Деревянные четки у пояса, блестящий крестик на груди — оба эти символа веры, известные нам с детских лет лучше, чем вкус белого хлеба, — приобретали в сочетании с ее фигурой иной смысл. И меня вовсе не удивило, когда Марыся, глядя на улыбающееся лицо сестры Алоизы, украдкой перекрестилась, как бы отгоняя от себя зло, и, глубоко вздохнув, прошептала:
— Сердце Иисуса, смилуйся над нами!
Прощание с матушкой носило торжественный характер. В красиво убранной мастерской наш хор исполнил несколько песнопений, после чего каждая из девочек подошла к матушке, которая сидела в кресле посередине зала, поцеловала ей руку и вручила свой венок.
Поведение матушки отличалось таким неподдельным спокойствием, что она казалась просто мертвецом. Как автомат, пущенный в ход пружиной (пружиной в данном случае была сестра Алоиза), она склонялась над каждой девочкой, подходившей к ней, и целовала ее в лоб; взгляд черных глаз скользил над головой воспитанницы и устремлялся куда-то в неведомую даль. И такой бы именно она навсегда запечатлелась в нашей памяти, если бы не одно маленькое происшествие.
Матушка уже села на дрожки, которые должны были доставить ее на вокзал, когда маленькая Эмилька с тряпочным мячом в руках подбежала к экипажу.
— Я матушке дам этот мяч. Когда матушка поедет к другим детям, то подарит им этот мяч от нас.
Матушка взяла из рук Эмильки матерчатый шар, поглядела на него, на девчушку, потом на нас. Легкий румянец выступил на ее щеках, глаза заблестели, бледность исчезла; она подняла руку, намереваясь что-то сказать, — я запомнила, как сильно дрожали ее губы, — но в этот момент лошадь дернула, дрожки покатились по мостовой, а тряпочный мяч упал на каменные плиты тротуара…
В приюте готовились к празднику преображения господня. Это было одно из крупнейших торжеств в жизни нашего приюта, и, в соответствии с монастырским уставом, нам надлежало почтить его особенно добросовестным исполнением всех своих приютских обязанностей и новыми пожертвованиями. Нас подбадривали долетавшие с кухни известия, что в день преображения господня на обед будет подано печенье, а на ужин — чай с ветчиной.
Мы находились на молитве, когда забренчал звонок у калитки. Сестра Романа пошла открыть.

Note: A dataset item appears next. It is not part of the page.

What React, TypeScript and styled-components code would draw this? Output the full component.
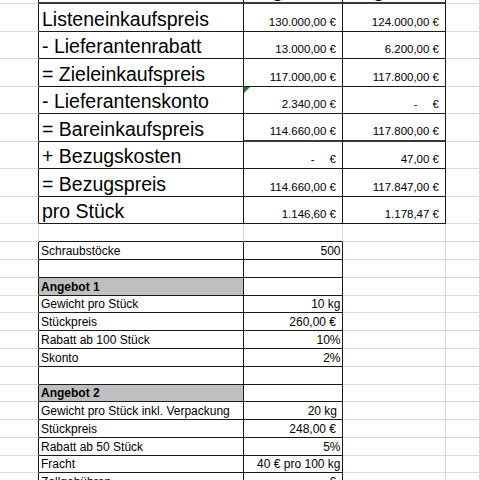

Едва успели мы выйти из часовни, как всех нас позвали в трапезную. Там мы застали целую компанию гостей. Возле окна стоял врач, несколько месяцев назад намеревавшийся лечить наших девчонок. Высокая дама, которая некогда сопутствовала той пани, что удочерила Зулю, и еще одна незнакомка.
Гости умолкли, когда мы вошли, и стали приглядываться к нам.

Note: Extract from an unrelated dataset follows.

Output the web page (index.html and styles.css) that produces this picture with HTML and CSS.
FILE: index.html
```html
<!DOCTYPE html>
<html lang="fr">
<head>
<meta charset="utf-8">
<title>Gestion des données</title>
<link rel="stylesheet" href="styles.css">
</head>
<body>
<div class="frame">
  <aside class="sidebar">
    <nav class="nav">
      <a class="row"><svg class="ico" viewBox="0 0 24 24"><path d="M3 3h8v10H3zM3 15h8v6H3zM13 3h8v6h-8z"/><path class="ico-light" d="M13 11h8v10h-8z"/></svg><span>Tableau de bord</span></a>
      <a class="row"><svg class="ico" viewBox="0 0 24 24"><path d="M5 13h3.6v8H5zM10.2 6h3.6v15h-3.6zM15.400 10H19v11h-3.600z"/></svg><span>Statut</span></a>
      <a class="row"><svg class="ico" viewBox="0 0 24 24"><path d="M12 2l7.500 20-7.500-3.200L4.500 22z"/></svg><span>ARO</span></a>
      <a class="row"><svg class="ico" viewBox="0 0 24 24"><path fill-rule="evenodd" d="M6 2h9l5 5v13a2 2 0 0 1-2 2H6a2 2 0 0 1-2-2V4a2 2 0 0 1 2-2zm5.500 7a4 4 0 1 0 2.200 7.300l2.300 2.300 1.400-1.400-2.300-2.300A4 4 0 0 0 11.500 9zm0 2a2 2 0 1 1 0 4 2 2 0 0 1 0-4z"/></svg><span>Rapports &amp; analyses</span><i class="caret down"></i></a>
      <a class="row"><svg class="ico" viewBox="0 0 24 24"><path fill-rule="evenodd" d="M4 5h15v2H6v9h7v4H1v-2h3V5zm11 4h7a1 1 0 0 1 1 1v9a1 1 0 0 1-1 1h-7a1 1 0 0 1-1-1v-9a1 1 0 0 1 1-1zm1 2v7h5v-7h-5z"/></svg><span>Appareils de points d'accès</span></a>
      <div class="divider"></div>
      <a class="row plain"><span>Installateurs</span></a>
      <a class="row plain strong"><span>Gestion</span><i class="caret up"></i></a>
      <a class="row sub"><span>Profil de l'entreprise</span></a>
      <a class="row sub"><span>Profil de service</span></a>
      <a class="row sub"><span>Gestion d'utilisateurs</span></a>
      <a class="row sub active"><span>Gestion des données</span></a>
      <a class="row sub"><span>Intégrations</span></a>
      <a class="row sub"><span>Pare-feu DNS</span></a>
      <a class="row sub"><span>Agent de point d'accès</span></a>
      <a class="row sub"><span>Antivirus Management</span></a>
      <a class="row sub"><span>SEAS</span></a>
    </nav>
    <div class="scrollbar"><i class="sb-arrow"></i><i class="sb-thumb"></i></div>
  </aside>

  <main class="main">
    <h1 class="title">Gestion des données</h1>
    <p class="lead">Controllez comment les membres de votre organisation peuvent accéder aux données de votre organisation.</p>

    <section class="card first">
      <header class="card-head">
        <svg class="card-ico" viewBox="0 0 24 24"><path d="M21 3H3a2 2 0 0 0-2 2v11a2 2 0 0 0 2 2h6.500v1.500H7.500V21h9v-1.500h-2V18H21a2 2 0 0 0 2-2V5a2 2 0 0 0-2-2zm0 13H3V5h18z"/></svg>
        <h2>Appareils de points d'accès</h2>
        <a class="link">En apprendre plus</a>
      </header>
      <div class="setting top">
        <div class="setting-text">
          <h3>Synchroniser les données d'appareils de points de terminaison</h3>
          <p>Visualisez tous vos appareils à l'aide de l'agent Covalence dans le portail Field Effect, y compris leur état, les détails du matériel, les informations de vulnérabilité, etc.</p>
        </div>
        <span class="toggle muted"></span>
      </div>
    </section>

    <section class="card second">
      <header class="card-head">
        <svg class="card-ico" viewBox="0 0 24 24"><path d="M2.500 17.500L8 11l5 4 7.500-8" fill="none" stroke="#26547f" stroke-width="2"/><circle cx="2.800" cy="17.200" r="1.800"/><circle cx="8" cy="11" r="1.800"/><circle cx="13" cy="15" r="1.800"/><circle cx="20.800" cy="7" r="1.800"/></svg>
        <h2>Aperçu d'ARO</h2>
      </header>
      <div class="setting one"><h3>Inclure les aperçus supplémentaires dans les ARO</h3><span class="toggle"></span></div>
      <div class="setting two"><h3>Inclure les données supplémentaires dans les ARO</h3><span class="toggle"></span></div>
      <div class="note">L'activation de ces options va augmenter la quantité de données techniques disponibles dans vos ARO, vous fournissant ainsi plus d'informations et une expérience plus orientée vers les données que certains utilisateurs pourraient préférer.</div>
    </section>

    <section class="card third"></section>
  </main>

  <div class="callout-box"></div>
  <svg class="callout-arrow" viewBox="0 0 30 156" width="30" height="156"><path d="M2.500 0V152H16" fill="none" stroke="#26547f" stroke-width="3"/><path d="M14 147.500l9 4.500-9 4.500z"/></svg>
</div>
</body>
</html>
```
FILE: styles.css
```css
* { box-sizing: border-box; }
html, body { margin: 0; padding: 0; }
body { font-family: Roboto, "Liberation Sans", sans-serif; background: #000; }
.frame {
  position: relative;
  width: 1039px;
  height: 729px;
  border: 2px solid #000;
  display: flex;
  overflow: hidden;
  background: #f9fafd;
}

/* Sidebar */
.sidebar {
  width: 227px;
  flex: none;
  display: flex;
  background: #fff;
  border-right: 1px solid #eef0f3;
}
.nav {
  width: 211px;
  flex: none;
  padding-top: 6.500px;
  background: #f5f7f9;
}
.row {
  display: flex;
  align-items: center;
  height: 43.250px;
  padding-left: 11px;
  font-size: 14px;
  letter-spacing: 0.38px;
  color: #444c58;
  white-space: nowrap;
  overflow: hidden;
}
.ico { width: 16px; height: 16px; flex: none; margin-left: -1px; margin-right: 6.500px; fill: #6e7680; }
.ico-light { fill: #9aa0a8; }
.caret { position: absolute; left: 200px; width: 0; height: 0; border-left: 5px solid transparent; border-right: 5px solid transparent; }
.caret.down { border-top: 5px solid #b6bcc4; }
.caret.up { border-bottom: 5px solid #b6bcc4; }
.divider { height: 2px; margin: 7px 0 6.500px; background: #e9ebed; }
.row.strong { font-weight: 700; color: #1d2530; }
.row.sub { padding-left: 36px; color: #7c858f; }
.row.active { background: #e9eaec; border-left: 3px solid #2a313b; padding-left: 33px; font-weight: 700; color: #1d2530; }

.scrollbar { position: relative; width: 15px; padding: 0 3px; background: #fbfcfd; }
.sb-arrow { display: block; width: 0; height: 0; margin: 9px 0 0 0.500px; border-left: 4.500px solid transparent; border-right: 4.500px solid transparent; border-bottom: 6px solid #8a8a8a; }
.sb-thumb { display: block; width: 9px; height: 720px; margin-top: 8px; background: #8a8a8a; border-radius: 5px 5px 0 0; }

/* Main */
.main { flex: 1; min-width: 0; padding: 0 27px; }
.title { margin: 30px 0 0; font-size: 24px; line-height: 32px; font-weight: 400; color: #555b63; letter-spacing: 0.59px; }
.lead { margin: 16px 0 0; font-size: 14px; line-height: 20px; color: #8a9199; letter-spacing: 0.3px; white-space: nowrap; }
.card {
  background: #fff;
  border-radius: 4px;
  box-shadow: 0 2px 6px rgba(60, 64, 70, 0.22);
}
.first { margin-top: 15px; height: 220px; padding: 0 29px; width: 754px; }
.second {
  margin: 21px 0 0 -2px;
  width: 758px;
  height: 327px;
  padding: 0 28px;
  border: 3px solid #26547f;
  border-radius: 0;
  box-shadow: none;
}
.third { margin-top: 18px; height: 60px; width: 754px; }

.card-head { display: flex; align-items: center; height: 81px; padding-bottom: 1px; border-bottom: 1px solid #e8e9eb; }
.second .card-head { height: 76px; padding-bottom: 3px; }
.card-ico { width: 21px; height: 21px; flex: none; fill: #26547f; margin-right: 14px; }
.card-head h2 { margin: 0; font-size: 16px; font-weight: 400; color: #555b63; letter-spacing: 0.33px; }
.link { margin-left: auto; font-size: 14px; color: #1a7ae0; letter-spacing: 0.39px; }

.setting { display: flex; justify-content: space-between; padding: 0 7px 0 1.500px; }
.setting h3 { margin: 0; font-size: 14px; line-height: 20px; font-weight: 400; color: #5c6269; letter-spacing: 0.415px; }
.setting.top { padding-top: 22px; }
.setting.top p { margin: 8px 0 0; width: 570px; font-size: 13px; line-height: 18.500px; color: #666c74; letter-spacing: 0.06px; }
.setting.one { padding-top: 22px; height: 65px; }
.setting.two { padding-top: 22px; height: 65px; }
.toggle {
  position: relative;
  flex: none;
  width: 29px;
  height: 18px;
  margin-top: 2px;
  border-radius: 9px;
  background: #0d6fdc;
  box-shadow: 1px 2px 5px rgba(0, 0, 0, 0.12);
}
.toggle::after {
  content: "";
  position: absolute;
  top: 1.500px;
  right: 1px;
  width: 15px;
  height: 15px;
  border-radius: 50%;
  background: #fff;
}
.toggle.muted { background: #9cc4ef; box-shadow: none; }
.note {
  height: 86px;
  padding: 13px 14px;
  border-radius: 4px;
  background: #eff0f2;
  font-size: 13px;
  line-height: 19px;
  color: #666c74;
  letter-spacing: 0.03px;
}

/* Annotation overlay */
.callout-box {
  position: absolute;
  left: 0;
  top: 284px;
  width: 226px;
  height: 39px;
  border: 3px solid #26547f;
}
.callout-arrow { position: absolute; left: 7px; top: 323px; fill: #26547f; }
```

— Слава господу Христу! — проскандировали девчата, выстроившись рядами вдоль стены. Йоася, уверенная, что и на сей раз пойдет речь об удочерении одной из сирот, горящим от возбуждения взглядом обводила всех присутствовавших.
Доктор откашлялся и начал:
— Дорогие паненки… — и, словно рассердившись на самого себя за слишком торжественный тон, осекся и повторил более обыденно и прозаично: — Слушайте, девочки! Мы знаем, что вам тут тяжело. Пусть сестра не прерывает меня! Я буду говорить кратко. Мы обсуждали в кругу людей доброй воли, что можно было бы сделать для вас. Обе пани, которых вы здесь видите, принадлежат к обществу, занимающемуся опекой, то есть судьбою самых бедных людей…
— О Иисусе!.. — вздохнула Зоська.
Доктор взглянул на нее и — словно подстегнутый — с еще большей убежденностью продолжил свою речь:
— Это общество даст вам работу, жилище и содержание. Вознаграждение вы сможете использовать по собственному желанию. В настоящий момент мы имеем возможность взять опеку над пятью сиротами. По мере того, как нам удастся заинтересовать этим делом более широкие круги общественности, мы возьмем под опеку следующую партию. Во всяком случае те пять, у которых есть желание, могут сейчас заявить об этом.